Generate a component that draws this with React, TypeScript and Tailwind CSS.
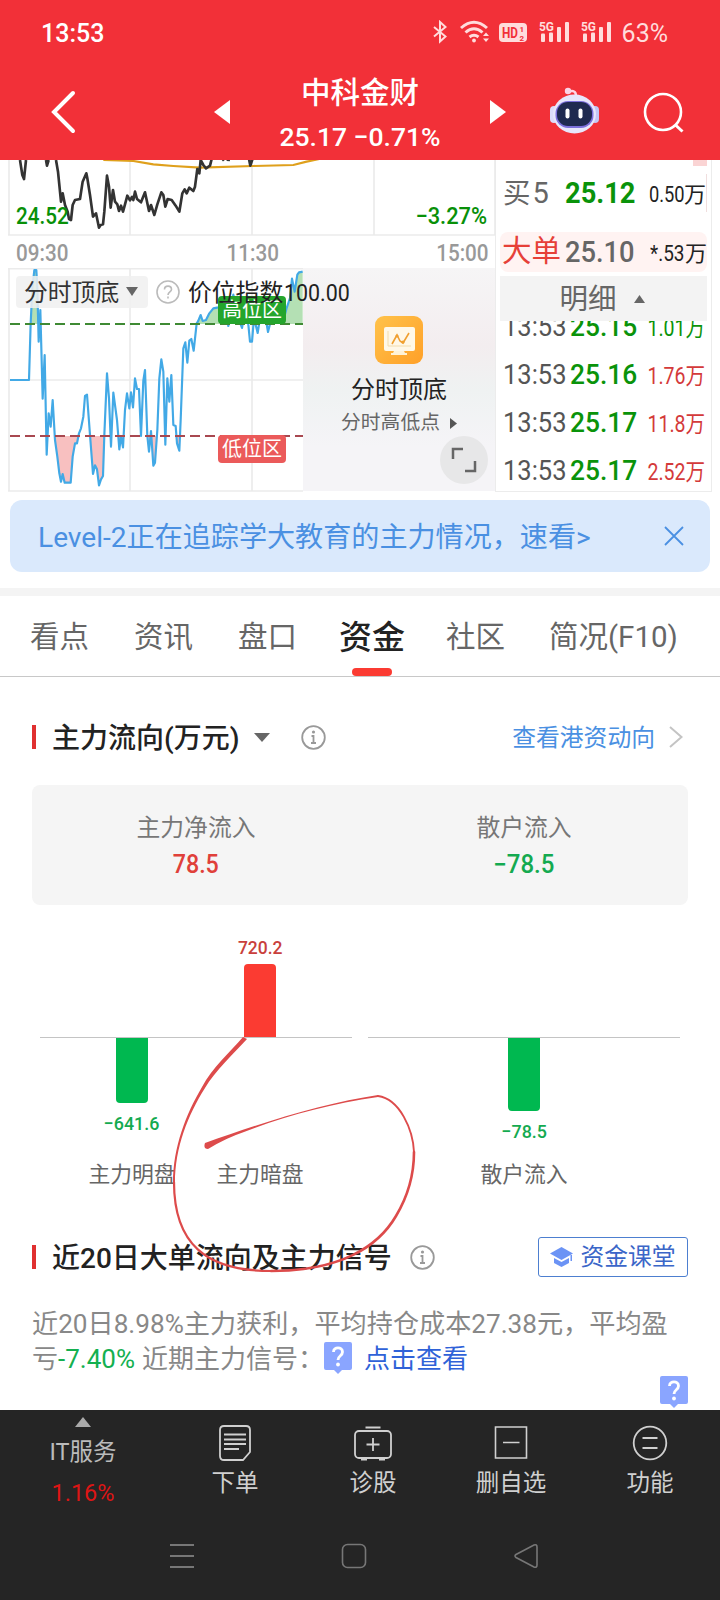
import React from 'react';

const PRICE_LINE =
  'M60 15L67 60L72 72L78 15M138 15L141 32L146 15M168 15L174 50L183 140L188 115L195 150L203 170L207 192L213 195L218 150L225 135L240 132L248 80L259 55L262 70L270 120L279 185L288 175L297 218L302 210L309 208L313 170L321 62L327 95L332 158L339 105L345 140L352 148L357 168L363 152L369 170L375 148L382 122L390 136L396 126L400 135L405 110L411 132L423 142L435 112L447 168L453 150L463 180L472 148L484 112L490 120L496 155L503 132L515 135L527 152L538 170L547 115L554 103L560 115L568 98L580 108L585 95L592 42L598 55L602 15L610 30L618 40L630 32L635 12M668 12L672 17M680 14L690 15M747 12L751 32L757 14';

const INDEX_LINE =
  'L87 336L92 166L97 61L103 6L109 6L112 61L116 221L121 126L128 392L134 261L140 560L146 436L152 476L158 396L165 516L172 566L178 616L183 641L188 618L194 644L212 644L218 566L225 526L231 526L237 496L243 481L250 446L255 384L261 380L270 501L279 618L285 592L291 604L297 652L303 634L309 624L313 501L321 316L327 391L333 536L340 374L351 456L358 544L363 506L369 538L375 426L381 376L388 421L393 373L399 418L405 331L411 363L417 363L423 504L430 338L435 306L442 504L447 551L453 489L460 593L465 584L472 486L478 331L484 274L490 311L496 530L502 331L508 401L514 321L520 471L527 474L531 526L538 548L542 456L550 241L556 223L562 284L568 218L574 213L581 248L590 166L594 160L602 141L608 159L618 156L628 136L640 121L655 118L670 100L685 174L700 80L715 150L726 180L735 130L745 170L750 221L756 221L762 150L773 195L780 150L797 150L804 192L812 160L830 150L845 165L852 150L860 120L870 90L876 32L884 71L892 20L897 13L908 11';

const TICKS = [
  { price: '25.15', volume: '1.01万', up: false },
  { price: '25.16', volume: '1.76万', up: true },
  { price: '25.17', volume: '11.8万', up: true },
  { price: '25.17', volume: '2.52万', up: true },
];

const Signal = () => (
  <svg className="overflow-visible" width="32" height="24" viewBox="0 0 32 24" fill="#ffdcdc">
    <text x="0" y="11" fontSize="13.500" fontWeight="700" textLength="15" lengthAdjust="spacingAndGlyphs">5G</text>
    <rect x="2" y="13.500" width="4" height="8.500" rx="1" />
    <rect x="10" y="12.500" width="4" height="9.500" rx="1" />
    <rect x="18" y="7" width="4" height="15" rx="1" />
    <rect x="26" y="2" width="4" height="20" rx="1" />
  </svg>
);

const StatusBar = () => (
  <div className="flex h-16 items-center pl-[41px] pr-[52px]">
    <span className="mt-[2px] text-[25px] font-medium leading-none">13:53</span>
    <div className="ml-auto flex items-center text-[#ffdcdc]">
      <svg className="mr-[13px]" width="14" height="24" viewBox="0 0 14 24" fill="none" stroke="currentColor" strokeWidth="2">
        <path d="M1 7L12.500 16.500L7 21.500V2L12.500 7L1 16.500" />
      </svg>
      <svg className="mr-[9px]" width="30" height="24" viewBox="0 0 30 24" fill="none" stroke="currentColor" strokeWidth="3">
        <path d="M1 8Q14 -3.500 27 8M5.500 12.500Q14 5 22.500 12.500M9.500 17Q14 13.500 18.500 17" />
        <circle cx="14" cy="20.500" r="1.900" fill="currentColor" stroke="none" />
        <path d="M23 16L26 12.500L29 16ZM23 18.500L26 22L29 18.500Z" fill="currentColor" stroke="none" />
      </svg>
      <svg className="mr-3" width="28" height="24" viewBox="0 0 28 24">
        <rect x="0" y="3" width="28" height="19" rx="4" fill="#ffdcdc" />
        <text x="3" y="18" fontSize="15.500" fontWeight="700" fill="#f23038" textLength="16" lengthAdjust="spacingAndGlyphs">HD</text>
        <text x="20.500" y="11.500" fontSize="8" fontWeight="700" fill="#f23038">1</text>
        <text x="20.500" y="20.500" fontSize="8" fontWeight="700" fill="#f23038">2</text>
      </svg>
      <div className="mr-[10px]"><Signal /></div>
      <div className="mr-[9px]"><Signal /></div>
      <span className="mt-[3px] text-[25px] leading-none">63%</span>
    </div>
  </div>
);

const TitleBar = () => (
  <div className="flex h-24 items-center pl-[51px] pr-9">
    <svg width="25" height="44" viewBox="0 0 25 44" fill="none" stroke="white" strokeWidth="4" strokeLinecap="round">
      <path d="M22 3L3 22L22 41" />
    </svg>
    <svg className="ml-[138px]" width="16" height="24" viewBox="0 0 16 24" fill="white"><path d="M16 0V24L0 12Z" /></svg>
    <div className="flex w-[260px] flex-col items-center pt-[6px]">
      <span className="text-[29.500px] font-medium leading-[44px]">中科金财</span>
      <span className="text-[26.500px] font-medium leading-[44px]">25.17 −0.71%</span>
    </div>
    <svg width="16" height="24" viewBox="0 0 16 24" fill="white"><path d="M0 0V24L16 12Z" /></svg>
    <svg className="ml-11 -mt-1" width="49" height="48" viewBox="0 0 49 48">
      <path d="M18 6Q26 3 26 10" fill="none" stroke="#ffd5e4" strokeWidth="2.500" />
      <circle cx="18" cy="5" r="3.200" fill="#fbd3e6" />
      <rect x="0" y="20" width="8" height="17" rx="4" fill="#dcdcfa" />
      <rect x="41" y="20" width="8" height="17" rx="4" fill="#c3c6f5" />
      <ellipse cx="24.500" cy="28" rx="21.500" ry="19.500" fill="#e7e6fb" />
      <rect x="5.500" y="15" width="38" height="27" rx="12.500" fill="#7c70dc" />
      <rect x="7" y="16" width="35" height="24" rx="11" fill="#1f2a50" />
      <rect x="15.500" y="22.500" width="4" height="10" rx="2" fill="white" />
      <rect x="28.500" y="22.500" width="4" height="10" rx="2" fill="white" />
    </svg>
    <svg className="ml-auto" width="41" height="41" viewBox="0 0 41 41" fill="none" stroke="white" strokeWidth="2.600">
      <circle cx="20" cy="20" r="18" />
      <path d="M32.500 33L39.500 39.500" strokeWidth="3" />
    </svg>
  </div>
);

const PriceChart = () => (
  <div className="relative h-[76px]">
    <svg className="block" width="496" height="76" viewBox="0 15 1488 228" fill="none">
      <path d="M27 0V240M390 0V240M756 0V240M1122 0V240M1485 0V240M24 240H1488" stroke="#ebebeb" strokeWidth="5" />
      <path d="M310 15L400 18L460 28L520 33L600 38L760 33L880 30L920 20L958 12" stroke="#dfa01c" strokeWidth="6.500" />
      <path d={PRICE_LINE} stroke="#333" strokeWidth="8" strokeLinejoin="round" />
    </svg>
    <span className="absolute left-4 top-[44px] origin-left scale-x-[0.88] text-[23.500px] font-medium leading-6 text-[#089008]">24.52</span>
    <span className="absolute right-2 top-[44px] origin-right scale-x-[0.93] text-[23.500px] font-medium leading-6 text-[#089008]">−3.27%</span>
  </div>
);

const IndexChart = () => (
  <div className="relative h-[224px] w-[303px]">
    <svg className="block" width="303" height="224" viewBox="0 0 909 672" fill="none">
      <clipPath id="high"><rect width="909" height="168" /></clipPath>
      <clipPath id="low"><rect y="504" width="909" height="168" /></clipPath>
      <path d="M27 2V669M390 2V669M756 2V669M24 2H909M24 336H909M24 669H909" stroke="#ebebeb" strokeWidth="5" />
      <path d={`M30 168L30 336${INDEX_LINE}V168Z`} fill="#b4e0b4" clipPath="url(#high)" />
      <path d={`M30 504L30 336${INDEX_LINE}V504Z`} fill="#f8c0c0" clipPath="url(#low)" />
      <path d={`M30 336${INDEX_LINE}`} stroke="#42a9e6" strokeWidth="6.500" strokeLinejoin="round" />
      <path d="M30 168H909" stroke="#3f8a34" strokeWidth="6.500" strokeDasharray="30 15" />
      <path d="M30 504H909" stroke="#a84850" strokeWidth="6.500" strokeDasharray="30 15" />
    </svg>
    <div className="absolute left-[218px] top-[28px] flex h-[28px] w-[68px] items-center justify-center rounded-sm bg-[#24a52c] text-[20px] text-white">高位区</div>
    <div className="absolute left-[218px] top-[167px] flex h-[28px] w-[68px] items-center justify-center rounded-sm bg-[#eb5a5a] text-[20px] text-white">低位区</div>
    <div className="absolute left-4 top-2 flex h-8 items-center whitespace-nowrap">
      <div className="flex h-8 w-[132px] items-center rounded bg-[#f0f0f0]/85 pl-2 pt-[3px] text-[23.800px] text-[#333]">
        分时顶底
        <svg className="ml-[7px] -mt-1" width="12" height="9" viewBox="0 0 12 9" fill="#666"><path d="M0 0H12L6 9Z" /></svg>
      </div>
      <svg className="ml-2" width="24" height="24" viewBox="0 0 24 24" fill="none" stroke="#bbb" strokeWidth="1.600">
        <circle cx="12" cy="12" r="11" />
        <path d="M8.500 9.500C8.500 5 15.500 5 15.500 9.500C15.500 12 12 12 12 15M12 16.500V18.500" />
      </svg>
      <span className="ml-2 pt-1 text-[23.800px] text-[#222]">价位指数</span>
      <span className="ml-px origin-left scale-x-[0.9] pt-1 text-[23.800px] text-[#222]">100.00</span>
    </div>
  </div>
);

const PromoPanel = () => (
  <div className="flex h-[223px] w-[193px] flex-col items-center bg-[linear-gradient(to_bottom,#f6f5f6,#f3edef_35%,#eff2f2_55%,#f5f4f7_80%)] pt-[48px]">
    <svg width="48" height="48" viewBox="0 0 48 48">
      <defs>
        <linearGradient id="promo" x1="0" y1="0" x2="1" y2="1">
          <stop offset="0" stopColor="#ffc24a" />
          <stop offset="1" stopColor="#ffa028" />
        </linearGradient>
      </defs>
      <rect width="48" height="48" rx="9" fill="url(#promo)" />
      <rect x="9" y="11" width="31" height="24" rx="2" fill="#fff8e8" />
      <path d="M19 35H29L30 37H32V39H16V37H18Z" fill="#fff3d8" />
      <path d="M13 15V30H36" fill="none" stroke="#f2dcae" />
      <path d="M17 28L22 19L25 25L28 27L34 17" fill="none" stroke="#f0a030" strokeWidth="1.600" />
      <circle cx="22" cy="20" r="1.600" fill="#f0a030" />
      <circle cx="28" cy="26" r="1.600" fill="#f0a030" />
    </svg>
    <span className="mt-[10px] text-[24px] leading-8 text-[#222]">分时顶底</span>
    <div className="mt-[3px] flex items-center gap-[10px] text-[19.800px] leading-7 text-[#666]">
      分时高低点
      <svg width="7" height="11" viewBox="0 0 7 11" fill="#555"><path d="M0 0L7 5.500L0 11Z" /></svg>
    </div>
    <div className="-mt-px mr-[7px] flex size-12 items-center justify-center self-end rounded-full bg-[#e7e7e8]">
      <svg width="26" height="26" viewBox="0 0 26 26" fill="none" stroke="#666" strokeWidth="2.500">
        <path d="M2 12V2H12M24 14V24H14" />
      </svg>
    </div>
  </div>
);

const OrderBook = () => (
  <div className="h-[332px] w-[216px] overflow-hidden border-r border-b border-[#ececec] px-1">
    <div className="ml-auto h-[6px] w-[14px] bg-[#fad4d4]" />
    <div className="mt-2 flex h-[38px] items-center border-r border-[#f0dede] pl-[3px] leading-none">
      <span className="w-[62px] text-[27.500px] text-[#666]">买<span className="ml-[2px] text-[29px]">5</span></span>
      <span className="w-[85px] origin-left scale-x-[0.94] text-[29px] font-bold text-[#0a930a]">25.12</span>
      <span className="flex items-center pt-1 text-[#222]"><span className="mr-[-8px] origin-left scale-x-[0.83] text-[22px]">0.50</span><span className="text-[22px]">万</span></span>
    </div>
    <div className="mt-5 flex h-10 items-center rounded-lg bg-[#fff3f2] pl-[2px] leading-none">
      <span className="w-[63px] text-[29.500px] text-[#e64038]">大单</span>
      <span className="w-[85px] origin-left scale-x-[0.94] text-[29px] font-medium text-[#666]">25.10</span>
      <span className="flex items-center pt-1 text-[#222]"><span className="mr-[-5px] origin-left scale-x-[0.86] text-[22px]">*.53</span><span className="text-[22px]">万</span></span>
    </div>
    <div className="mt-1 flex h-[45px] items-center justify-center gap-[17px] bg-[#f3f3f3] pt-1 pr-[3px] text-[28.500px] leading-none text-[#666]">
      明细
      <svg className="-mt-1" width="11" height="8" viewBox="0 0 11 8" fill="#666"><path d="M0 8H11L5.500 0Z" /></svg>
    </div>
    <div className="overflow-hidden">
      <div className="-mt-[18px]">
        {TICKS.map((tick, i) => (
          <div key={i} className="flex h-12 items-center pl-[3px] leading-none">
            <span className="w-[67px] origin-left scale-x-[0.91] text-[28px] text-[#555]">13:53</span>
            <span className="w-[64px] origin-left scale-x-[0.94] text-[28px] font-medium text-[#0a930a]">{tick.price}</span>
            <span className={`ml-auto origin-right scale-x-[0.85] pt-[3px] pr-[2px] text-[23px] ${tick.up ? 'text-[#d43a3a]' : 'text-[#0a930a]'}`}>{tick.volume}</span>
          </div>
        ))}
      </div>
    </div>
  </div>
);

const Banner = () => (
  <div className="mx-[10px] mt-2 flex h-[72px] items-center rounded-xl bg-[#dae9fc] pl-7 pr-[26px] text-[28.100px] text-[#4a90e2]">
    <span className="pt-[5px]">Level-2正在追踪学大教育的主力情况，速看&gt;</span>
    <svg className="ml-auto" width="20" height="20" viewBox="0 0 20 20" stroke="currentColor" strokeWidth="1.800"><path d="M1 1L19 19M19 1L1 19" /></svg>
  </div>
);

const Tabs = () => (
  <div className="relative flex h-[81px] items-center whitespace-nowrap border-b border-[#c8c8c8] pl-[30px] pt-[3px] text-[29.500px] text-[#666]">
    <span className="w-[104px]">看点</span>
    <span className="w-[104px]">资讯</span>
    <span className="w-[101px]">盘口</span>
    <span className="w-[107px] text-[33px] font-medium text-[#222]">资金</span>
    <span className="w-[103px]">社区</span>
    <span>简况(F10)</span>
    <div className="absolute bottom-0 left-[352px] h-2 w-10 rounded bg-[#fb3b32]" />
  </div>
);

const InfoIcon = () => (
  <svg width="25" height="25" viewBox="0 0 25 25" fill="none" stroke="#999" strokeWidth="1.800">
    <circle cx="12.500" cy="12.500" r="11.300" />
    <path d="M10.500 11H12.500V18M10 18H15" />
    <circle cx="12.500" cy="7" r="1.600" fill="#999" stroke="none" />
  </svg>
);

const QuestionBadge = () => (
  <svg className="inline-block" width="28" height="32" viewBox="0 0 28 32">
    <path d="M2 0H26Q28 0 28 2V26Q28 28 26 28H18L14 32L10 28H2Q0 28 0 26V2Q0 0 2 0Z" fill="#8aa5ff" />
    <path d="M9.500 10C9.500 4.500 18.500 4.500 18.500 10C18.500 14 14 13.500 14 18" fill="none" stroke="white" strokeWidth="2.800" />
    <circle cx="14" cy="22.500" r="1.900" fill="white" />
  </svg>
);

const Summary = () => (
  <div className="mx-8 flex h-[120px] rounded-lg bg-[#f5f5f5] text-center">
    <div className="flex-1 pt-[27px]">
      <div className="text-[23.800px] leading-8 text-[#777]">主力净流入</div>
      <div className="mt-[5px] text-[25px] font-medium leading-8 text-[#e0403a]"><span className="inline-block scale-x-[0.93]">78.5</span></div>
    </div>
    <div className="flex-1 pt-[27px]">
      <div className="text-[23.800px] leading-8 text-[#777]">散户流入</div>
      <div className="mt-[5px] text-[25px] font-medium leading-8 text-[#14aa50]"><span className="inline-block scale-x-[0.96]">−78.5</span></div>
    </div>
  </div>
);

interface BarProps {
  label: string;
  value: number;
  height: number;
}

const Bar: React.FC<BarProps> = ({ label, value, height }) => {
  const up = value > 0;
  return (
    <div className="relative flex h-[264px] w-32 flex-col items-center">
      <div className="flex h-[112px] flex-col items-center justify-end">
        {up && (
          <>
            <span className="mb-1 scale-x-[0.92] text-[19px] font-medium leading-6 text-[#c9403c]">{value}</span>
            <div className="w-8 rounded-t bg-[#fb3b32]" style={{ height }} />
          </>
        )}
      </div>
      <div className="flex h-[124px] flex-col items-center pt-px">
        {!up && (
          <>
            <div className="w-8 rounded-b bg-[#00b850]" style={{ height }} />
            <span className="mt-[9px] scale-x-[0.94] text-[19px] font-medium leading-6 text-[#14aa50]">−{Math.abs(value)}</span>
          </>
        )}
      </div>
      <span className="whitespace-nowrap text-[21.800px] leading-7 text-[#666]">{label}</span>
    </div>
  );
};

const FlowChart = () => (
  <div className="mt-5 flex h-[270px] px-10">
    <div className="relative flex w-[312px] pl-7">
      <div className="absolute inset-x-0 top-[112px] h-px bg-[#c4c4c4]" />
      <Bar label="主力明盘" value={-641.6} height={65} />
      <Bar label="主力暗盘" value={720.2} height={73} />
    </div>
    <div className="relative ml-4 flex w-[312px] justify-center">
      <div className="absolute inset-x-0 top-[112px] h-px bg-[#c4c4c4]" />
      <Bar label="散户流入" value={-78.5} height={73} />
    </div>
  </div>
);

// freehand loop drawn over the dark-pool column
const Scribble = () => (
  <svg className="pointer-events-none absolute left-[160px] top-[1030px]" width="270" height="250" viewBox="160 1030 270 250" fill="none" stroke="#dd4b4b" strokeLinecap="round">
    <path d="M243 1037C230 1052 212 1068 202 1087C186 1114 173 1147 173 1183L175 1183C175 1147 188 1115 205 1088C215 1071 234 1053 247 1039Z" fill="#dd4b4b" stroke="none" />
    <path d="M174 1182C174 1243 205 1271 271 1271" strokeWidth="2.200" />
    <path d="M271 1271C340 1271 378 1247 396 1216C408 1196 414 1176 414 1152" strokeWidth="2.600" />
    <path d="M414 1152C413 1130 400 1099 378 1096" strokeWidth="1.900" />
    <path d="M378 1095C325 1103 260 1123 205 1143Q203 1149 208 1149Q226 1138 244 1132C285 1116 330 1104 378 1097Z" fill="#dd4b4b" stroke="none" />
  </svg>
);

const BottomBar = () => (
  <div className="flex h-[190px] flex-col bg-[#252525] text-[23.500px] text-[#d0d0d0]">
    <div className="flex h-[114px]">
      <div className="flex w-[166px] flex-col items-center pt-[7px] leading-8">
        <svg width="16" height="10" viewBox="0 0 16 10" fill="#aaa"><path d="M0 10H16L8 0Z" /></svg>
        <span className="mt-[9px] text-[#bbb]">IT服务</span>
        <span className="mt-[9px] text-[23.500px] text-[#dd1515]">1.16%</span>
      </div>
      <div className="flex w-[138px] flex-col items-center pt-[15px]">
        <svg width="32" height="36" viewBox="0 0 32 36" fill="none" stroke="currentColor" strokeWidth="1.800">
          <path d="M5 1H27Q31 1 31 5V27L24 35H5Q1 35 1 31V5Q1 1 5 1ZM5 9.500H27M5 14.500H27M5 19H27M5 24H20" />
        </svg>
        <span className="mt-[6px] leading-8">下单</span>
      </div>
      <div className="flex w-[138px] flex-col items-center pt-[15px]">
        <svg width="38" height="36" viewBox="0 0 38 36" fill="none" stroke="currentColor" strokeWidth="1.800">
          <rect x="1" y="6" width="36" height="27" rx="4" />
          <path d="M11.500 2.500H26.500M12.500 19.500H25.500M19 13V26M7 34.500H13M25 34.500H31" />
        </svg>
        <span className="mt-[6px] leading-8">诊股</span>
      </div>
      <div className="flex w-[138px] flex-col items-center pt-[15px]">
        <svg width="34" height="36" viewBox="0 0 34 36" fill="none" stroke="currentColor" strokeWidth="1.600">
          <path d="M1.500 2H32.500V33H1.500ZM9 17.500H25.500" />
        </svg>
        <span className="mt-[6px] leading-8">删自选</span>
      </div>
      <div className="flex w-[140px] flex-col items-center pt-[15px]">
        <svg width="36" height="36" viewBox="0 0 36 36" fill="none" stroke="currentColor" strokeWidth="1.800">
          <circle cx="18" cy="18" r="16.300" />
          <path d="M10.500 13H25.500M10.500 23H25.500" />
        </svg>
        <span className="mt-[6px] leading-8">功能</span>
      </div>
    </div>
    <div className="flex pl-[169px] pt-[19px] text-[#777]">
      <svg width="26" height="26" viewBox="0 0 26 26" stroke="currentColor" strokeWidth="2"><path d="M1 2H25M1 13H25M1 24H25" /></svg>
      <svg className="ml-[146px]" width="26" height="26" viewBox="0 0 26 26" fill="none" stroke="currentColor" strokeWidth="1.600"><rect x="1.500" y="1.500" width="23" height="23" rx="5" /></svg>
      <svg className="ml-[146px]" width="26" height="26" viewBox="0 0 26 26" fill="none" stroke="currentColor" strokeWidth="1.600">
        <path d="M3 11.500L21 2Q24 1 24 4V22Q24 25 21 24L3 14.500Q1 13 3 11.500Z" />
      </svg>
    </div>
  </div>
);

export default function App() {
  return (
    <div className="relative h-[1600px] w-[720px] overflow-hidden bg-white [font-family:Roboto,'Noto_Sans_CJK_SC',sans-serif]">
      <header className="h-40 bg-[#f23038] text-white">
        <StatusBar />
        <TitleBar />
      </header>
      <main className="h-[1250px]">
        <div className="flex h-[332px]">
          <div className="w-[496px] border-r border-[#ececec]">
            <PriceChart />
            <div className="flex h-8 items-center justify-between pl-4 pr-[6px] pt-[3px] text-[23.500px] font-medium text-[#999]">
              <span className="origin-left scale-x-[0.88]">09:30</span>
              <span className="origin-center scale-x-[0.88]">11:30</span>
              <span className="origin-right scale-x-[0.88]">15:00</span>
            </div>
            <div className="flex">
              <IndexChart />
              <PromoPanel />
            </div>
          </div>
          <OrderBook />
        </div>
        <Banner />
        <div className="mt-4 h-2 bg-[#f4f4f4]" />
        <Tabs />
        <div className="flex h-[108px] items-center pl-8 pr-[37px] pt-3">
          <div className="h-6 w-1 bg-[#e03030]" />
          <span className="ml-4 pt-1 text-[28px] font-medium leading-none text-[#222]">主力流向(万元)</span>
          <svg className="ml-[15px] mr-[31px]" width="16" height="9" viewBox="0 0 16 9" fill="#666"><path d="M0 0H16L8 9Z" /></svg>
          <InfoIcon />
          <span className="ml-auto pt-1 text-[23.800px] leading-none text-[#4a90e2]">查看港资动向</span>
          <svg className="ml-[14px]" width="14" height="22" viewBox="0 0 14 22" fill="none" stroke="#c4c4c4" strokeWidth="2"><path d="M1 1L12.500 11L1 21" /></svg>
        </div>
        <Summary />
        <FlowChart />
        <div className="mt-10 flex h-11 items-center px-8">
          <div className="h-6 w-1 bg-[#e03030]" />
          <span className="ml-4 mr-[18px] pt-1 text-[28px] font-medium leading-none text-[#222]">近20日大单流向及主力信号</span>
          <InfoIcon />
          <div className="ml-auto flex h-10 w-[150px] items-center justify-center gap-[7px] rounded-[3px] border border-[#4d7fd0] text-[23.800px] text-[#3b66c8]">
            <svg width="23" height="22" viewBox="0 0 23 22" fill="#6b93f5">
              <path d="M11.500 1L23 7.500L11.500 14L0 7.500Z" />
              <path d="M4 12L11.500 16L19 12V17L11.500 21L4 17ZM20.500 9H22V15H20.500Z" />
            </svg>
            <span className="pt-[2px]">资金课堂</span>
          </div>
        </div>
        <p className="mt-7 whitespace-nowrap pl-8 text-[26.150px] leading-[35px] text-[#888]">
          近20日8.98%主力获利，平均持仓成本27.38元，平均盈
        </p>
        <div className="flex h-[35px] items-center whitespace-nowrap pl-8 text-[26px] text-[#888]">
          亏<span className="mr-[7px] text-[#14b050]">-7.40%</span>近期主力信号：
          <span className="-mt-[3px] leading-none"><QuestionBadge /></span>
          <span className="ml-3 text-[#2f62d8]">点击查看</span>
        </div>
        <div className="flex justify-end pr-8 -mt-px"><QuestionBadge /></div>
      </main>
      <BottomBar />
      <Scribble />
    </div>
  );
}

- **Given request**: Leave out the pictures. Transcribe only the lines above, from the first through the one that contains "12L751 32L757 14';".

- **Finished exercise**:
Generate a component that draws this with React, TypeScript and Tailwind CSS.
import React from 'react';

const PRICE_LINE =
  'M60 15L67 60L72 72L78 15M138 15L141 32L146 15M168 15L174 50L183 140L188 115L195 150L203 170L207 192L213 195L218 150L225 135L240 132L248 80L259 55L262 70L270 120L279 185L288 175L297 218L302 210L309 208L313 170L321 62L327 95L332 158L339 105L345 140L352 148L357 168L363 152L369 170L375 148L382 122L390 136L396 126L400 135L405 110L411 132L423 142L435 112L447 168L453 150L463 180L472 148L484 112L490 120L496 155L503 132L515 135L527 152L538 170L547 115L554 103L560 115L568 98L580 108L585 95L592 42L598 55L602 15L610 30L618 40L630 32L635 12M668 12L672 17M680 14L690 15M747 12L751 32L757 14';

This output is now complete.